Phelan Cle, a student at the bardic school in Caeru, never really wanted to be a bard. His decidedly unmusical and eccentric father, Jonah had other ambitions for his son, however, pushing Phelan toward music at every turn. Now that Phelan is about to finally graduate, he’s determined to make things easy on himself . He’s chosen perhaps the most commonly researched, straight-forward topic possible for his final dissertation…the myths and songs surrounding Bone Plain, said to be the origin of bardic tradition, poetry, and song, the place where Nairn the mysterious Wandering Bard failed the equally mysterious Three Trials and vanished from history.

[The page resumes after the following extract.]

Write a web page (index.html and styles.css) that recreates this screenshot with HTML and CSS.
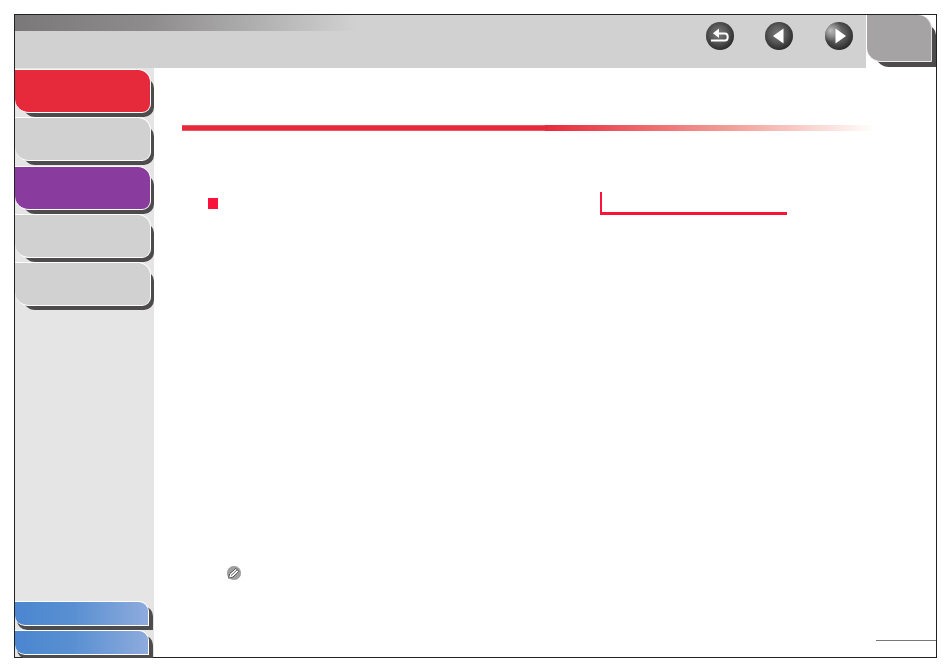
FILE: index.html
```html
<!DOCTYPE html>
<html>
<head>
  <meta charset="UTF-8">
  <title>Manual Page</title>
  <link rel="stylesheet" href="styles.css">
</head>
<body>
  <svg class="defs" width="0" height="0">
    <defs>
      <radialGradient id="ball" cx="0.45" cy="0.42" r="0.58">
        <stop offset="0" stop-color="#7c7c7c"/>
        <stop offset="0.55" stop-color="#565656"/>
        <stop offset="1" stop-color="#2b2b2b"/>
      </radialGradient>
      <radialGradient id="glow" cx="0.2" cy="0.3" r="0.4">
        <stop offset="0" stop-color="#c8c8c8" stop-opacity="0.9"/>
        <stop offset="1" stop-color="#c8c8c8" stop-opacity="0"/>
      </radialGradient>
    </defs>
  </svg>
  <div class="frame">
    <header class="top">
      <div class="top-main">
        <div class="top-strip"></div>
        <div class="arrows">
          <svg class="arrow" viewBox="0 0 28 28">
            <circle cx="14" cy="14" r="14" fill="url(#ball)"/>
            <path d="M5 18.5h14c3.6 0 3.6-7 0-7H12" fill="none" stroke="#fff" stroke-width="2"/>
            <path d="M13 6.5v9.5l-6-4.7z" fill="#fff"/>
          </svg>
          <svg class="arrow" viewBox="0 0 28 28">
            <circle cx="14" cy="14" r="14" fill="url(#ball)"/>
            <path d="M8 14l10.5-7.5v15z" fill="#fff"/>
          </svg>
          <svg class="arrow" viewBox="0 0 28 28">
            <circle cx="14" cy="14" r="14" fill="url(#ball)"/>
            <circle cx="14" cy="14" r="14" fill="url(#glow)"/>
            <path d="M21 14l-10.5 7.5v-15z" fill="#fff"/>
          </svg>
        </div>
      </div>
      <div class="tab"></div>
    </header>
    <div class="content">
      <nav class="side">
        <div class="side-top">
          <div class="side-btn red"></div>
          <div class="side-btn"></div>
          <div class="side-btn purple"></div>
          <div class="side-btn"></div>
          <div class="side-btn"></div>
        </div>
        <div class="side-bottom">
          <div class="blue-btn"></div>
          <div class="blue-btn"></div>
        </div>
      </nav>
      <main class="page">
        <div class="rule">
          <div class="rule-solid"></div>
          <div class="rule-fade"></div>
        </div>
        <div class="columns">
          <div class="col-left">
            <div class="square"></div>
            <svg class="note" viewBox="0 0 14 14">
              <circle cx="7" cy="7" r="6.8" fill="#a0a0a0" stroke="#777" stroke-width=".4"/>
              <path d="M1.6 12.2l1.2-4.4 6-5.4 3 3-5.8 5.6z" fill="#fff" stroke="#333" stroke-width=".8"/>
              <path d="M4 9.6l6.2-5.8" stroke="#333" stroke-width=".8"/>
            </svg>
          </div>
          <div class="col-right">
            <div class="corner-line"></div>
          </div>
        </div>
        <div class="foot-line"></div>
      </main>
    </div>
  </div>
</body>
</html>
```

FILE: styles.css
```css
body {
  margin: 14px 0 0 14px;
  background: #fff;
}
.defs {
  position: absolute;
}
.frame {
  box-sizing: border-box;
  width: 923px;
  height: 644px;
  border: 1px solid #222;
  display: flex;
  flex-direction: column;
}
.top {
  display: flex;
  height: 53px;
  flex: none;
  isolation: isolate;
}
.top-main {
  width: 851px;
  background: #d1d1d1;
}
.top-strip {
  height: 16px;
  width: 340px;
  background: linear-gradient(to right, #7a7878, #8e8c8c 40%, #d1d1d1);
}
.arrows {
  display: flex;
  gap: 31.5px;
  margin: -9px 0 0 690.5px;
}
.arrow {
  width: 28px;
  height: 28px;
  display: block;
}
.tab {
  position: relative;
  box-sizing: border-box;
  width: 65px;
  height: 47px;
  margin-left: 1px;
  background: #a5a3a3;
  border-right: 1px solid #ddd;
  border-bottom: 1px solid #eee;
  border-radius: 0 14px 0 14px;
}
.tab::before {
  content: "";
  position: absolute;
  top: 10px;
  left: 8px;
  right: -5px;
  bottom: -6px;
  background: #4d4b4b;
  border-radius: 0 10px 0 14px;
  z-index: -1;
}
.content {
  flex: 1;
  display: flex;
  min-height: 0;
}
.side {
  width: 139px;
  flex: none;
  background: #e5e5e5;
  display: flex;
  flex-direction: column;
  justify-content: space-between;
  position: relative;
  z-index: 0;
}
.side-top {
  padding-top: 1px;
  display: flex;
  flex-direction: column;
  gap: 4.3px;
}
.side-btn {
  position: relative;
  box-sizing: border-box;
  width: 136px;
  height: 44px;
  background: #d1d1d1;
  border: 1px solid #fff;
  border-left: 0;
  border-radius: 0 13px 9px 14px;
}
.side-btn::before,
.blue-btn::before {
  content: "";
  position: absolute;
  top: 8px;
  left: 8px;
  right: -4px;
  bottom: -5px;
  background: #4d4b4b;
  border-radius: 0 10px 10px 12px;
  z-index: -1;
}
.side-btn.red {
  background: #e62a3c;
}
.side-btn.purple {
  background: #8a3c9e;
}
.side-bottom {
  display: flex;
  flex-direction: column;
  gap: 4px;
}
.blue-btn {
  position: relative;
  box-sizing: border-box;
  width: 134px;
  height: 25px;
  background: linear-gradient(to right, #4a86cf, #5a90d2 45%, #8eabdd);
  border: 1px solid #fff;
  border-left: 0;
  border-radius: 0 10px 0 10px;
}
.blue-btn::before {
  top: 4px;
  left: 2px;
  right: -5px;
  bottom: -5px;
  border-radius: 0 10px 0 10px;
}
.side-bottom .blue-btn:last-child {
  margin-bottom: 2px;
}
.page {
  flex: 1;
  display: flex;
  flex-direction: column;
  padding-top: 57px;
}
.rule {
  display: flex;
  margin-left: 28px;
  height: 6px;
}
.rule-solid {
  box-sizing: border-box;
  width: 363px;
  background: #e62a3c;
  border-top: 1px solid #ec5866;
  border-bottom: 1px solid #ec5866;
}
.rule-fade {
  width: 330px;
  background: linear-gradient(to right, #e62a3c, #f3a79f 60%, #fff);
}
.columns {
  flex: 1;
  display: flex;
  margin-top: 61px;
}
.col-left {
  width: 446px;
  padding-left: 54px;
  box-sizing: border-box;
}
.square {
  width: 10px;
  height: 11px;
  margin-top: 6px;
  background: #f9123a;
}
.note {
  display: block;
  width: 14px;
  height: 14px;
  margin: 357px 0 0 19px;
}
.corner-line {
  box-sizing: border-box;
  width: 187px;
  height: 23px;
  border-left: 2px solid #f9123a;
  border-bottom: 3px solid #f9123a;
}
.foot-line {
  align-self: flex-end;
  width: 60px;
  height: 1px;
  background: #777;
  margin-bottom: 16px;
}
```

No one knows the location of the Plain, or even if it ever existed outside of metaphor and folklore.  However, as he digs into the stories and records, he begins to piece together the surprising truths behind the tale. Meanwhile, his archaeologist father and his best student, the unconventional Princess Beatrice, continue digs of their own. When Beatrice discovers a mysterious artifact and and even more mysterious buried doorway, the final pieces of the puzzle surrounding Bone Plain and Nairn the Wanderer begin falling into place.

Lyrical, complex, and mythic in scope yet entirely human in detail, “The Bards of Bone Plain” is an example of McKillip at her best.